Pierre Poilievre was asked about Ukraine, and his answer wasn’t about speeches or handshakes in Brussels. It was about pipelines.

“The best way to put Canada first while helping Ukraine is to sell our oil and gas in Europe.” His argument: Vladimir Putin bankrolls his war because Europe still buys his fuel. Poilievre said if Canada had built the Energy East pipeline, we’d be shipping a million barrels of oil a day to Europe right now.

He went further: approve LNG plants immediately, liquefy tens of billions of dollars of Canadian gas, and ship it overseas to “fully displace” Russian sales. His line: “Instead of the money going to Putin’s war machine, it will go to the trades workers in this country.”

And then the indictment of the Liberals: “Mark Carney and the Liberals have blocked every single LNG project that has been put before them. As a result, we only have one plant and it was approved by Stephen Harper.”

So the contrast is stark. Carney talks about climate virtue. Poilievre says: build pipelines, sell fuel, kill Putin’s war economy, and pay Canadian workers.

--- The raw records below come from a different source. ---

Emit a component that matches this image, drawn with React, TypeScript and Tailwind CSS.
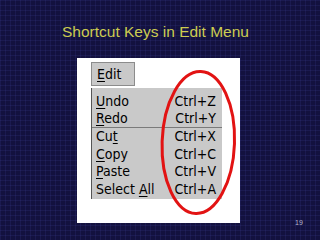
const items = [
  { pre: "", key: "U", post: "ndo", accel: "Ctrl+Z" },
  { pre: "", key: "R", post: "edo", accel: "Ctrl+Y", sep: true },
  { pre: "Cu", key: "t", post: "", accel: "Ctrl+X" },
  { pre: "", key: "C", post: "opy", accel: "Ctrl+C" },
  { pre: "", key: "P", post: "aste", accel: "Ctrl+V" },
  { pre: "Select ", key: "A", post: "ll", accel: "Ctrl+A" },
];

export default function App() {
  return (
    <div className="relative h-[240px] w-[320px] overflow-hidden bg-[#13113f] bg-[linear-gradient(rgba(60,60,150,0.2)_1px,transparent_1px),linear-gradient(90deg,rgba(60,60,150,0.2)_1px,transparent_1px)] bg-[size:5px_5px] font-['Liberation_Sans',Arial,sans-serif]">
      <div className="pl-[62px] pt-[22px] text-[15.5px] leading-[20px] text-[#cccc50]">
        Shortcut Keys in Edit Menu
      </div>

      <div className="relative ml-[77px] mt-[16px] h-[165px] w-[163px] bg-white font-['DejaVu_Sans_Condensed','Liberation_Sans',sans-serif]">
        <div className="pl-[14px] pt-[4px]">
          <div className="h-[24px] w-[44px] border border-[#8c8c8c] bg-[#c9c9c9] pl-[5px] text-[14px] leading-[22px] text-black">
            <u className="underline-offset-2">E</u>dit
          </div>
        </div>

        <div className="ml-[14px] mt-[2px] h-[111px] w-[131px] border-l border-[#555] bg-[#c9c9c9] pt-[5px] text-[14px] text-black">
          {items.map((it) => (
            <div
              key={it.accel}
              className={`flex h-[17.5px] items-center justify-between pl-[4px] pr-[6px] leading-[17.5px] ${
                it.sep ? "border-b border-[#7a7a7a]" : ""
              }`}
            >
              <span>
                {it.pre}
                <u className="underline-offset-2">{it.key}</u>
                {it.post}
              </span>
              <span>{it.accel}</span>
            </div>
          ))}
        </div>

        <svg className="absolute left-0 top-0" width="163" height="165" viewBox="0 0 163 165">
          <ellipse
            cx="121.3"
            cy="84.5"
            rx="36.2"
            ry="71"
            fill="none"
            stroke="#e21313"
            strokeWidth="3"
            transform="rotate(2 121.3 84.5)"
          />
        </svg>
      </div>

      <div className="absolute left-[295px] top-[219px] text-[7px] leading-[8px] text-[#b8b8cc]">19</div>
    </div>
  );
}
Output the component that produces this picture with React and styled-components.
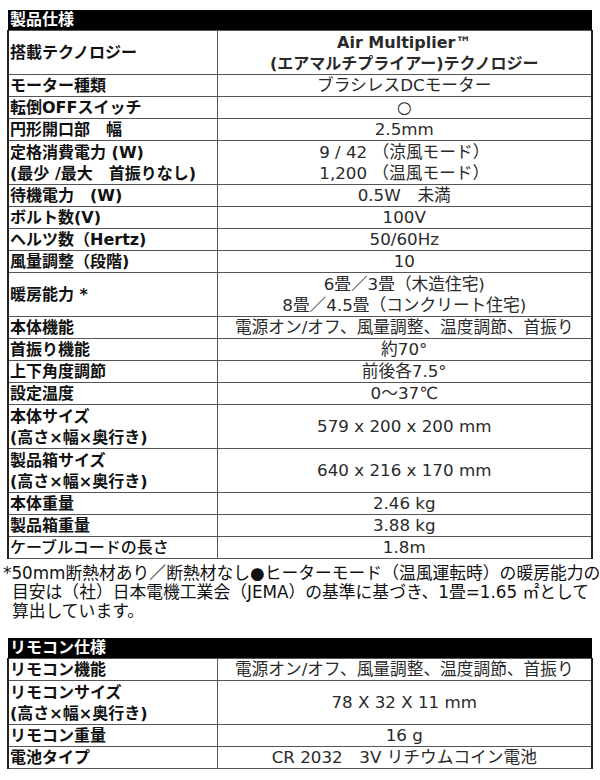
import React from 'react';
import styled, { createGlobalStyle } from 'styled-components';

const GlobalStyle = createGlobalStyle`
  body {
    margin: 0;
    background: #fff;
    font-family: "DejaVu Sans", "Noto Sans CJK JP", sans-serif;
  }
`;

const Page = styled.div`
  width: 600px;
  height: 780px;
  padding-top: 10px;
  box-sizing: border-box;
  overflow: hidden;
`;

const Table = styled.table`
  margin-left: 7px;
  width: 586px;
  border-collapse: collapse;
  table-layout: fixed;
  font-size: 16px;
  col.label {
    width: 209px;
  }
`;

const HeadCell = styled.th`
  background: #000;
  color: #fff;
  text-align: left;
  font-weight: bold;
  height: 20px;
  line-height: 20px;
  padding: 0 2px;
  font-size: 16px;
`;

const Label = styled.th`
  text-align: left;
  font-weight: ${props => (props.light ? 500 : 'bold')};
  color: #111;
  border: 1px solid #555;
  border-left: 2px solid #222;
  padding: 0 1px;
  line-height: 21px;
  height: ${props => props.lines * 22 - 1}px;
  white-space: nowrap;
`;

const Value = styled.td`
  text-align: center;
  color: #2a2a2a;
  border: 1px solid #555;
  border-right: 2px solid #222;
  line-height: 21px;
  padding: 0;
  font-size: ${props => (props.bold ? 16 : 16.7)}px;
  font-weight: ${props => (props.bold ? 'bold' : 'normal')};
  white-space: nowrap;
`;

const Note = styled.p`
  margin: 5px 0 17px 3px;
  padding-left: 9px;
  text-indent: -9px;
  font-size: 16.8px;
  line-height: 19px;
  color: #111;
  white-space: nowrap;
`;

const specRows = [
  { label: ['搭載テクノロジー'], value: ['Air Multiplier™', '(エアマルチプライアー)テクノロジー'], lines: 2, bold: true },
  { label: ['モーター種類'], value: ['ブラシレスDCモーター'] },
  { label: ['転倒OFFスイッチ'], value: ['○'] },
  { label: ['円形開口部　幅'], value: ['2.5mm'] },
  { label: ['定格消費電力 (W)', '(最少 /最大　首振りなし)'], value: ['9 / 42 （涼風モード）', '1,200 （温風モード）'], lines: 2 },
  { label: ['待機電力　(W)'], value: ['0.5W　未満'] },
  { label: ['ボルト数(V)'], value: ['100V'] },
  { label: ['ヘルツ数（Hertz)'], value: ['50/60Hz'] },
  { label: ['風量調整（段階)'], value: ['10'] },
  { label: ['暖房能力 *'], value: ['6畳／3畳（木造住宅)', '8畳／4.5畳（コンクリート住宅)'], lines: 2 },
  { label: ['本体機能'], value: ['電源オン/オフ、風量調整、温度調節、首振り'] },
  { label: ['首振り機能'], value: ['約70°'] },
  { label: ['上下角度調節'], value: ['前後各7.5°'] },
  { label: ['設定温度'], value: ['0〜37℃'] },
  { label: ['本体サイズ', '(高さ×幅×奥行き)'], value: ['579 x 200 x 200 mm'], lines: 2 },
  { label: ['製品箱サイズ', '(高さ×幅×奥行き)'], value: ['640 x 216 x 170 mm'], lines: 2 },
  { label: ['本体重量'], value: ['2.46 kg'] },
  { label: ['製品箱重量'], value: ['3.88 kg'] },
  { label: ['ケーブルコードの長さ'], value: ['1.8m'], light: true },
];

const remoteRows = [
  { label: ['リモコン機能'], value: ['電源オン/オフ、風量調整、温度調節、首振り'] },
  { label: ['リモコンサイズ', '(高さ×幅×奥行き)'], value: ['78 X 32 X 11 mm'], lines: 2 },
  { label: ['リモコン重量'], value: ['16 g'] },
  { label: ['電池タイプ'], value: ['CR 2032　3V リチウムコイン電池'] },
];

const Lines = ({ items }) =>
  items.map((t, i) => (
    <React.Fragment key={i}>
      {i > 0 && <br />}
      {t}
    </React.Fragment>
  ));

const SpecTable = ({ title, rows }) => (
  <Table>
    <colgroup>
      <col className="label" />
      <col />
    </colgroup>
    <thead>
      <tr>
        <HeadCell colSpan={2}>{title}</HeadCell>
      </tr>
    </thead>
    <tbody>
      {rows.map((row, i) => (
        <tr key={i}>
          <Label lines={row.lines || 1} light={row.light}>
            <Lines items={row.label} />
          </Label>
          <Value bold={row.bold}>
            <Lines items={row.value} />
          </Value>
        </tr>
      ))}
    </tbody>
  </Table>
);

const App = () => (
  <Page>
    <GlobalStyle />
    <SpecTable title="製品仕様" rows={specRows} />
    <Note>
      *50mm断熱材あり／断熱材なし●ヒーターモード（温風運転時）の暖房能力の
      <br />
      目安は（社）日本電機工業会（JEMA）の基準に基づき、1畳=1.65 ㎡として
      <br />
      算出しています。
    </Note>
    <SpecTable title="リモコン仕様" rows={remoteRows} />
  </Page>
);

export default App;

His closer: “That is how you put Canada first.”

Final Thoughts

So let’s just be honest. Under Mark Carney’s leadership, the numbers aren’t just bad they’re devastating. In a matter of months, Canada has lost 50,000 manufacturing jobs. These are not low-skill jobs; they are the backbone of the economy, the kind of work that built the middle class in this country. Add to that another 86,000 unemployed overall compared to when he took office. This is what Carney calls stability.

Now, if you’re a Temporary Foreign Worker, life looks pretty good. Ottawa has built an entire system around you cheap wages, little recourse, and companies happy to import you as disposable labor. If you’re a Carney insider, it looks even better. The government is 8% bigger than when Trudeau left, consultants are raking in 37% more, the bureaucracy is swelling. It’s one of the greatest insider rackets in modern Canadian politics.

But if you’re part of Canada’s middle class, if you’re a young person trying to buy a home, if you’re a worker trying to hold onto a job in a plant, a mill, or a construction site you are being hollowed out. You’re watching your wages stagnate, your housing costs explode, your jobs disappear overseas or into government-mandated “green transitions.” And when you ask for answers, what do you get? You get Patty Hajdu telling you not to be afraid of robots. You get Mark Carney telling you his deficits are “investments.” You get speeches about “climate virtue” and “AI literacy” while your livelihood collapses.

That’s the contrast Poilievre is trying to draw. On immigration, he says: let’s end the Temporary Foreign Worker scam, bring people in at a pace we can actually house and employ, and put Canadian workers first. On energy, he says: build the pipelines, approve the LNG projects, and stop funding Putin’s war by leaving Europe dependent on Russian fuel. On the economy, he says: stop measuring success by the size of government or the smoothness of a prime minister’s speeches, and start measuring it by the number of Canadians who can work, buy homes, and raise families in their own country.

So the choice is simple. Carney offers more of the same consultants, insiders, deficits, slogans, and the slow managed decline of a once-prosperous nation. Poilievre is offering something completely different: a chance to reverse the hollowing out of the middle class and to put Canadian jobs, Canadian energy, and Canadian sovereignty first.

If you’re an insider, Carney’s Canada works just fine. If you’re a middle-class Canadian, it’s a disaster. And that, in the end, is the dividing line in this country.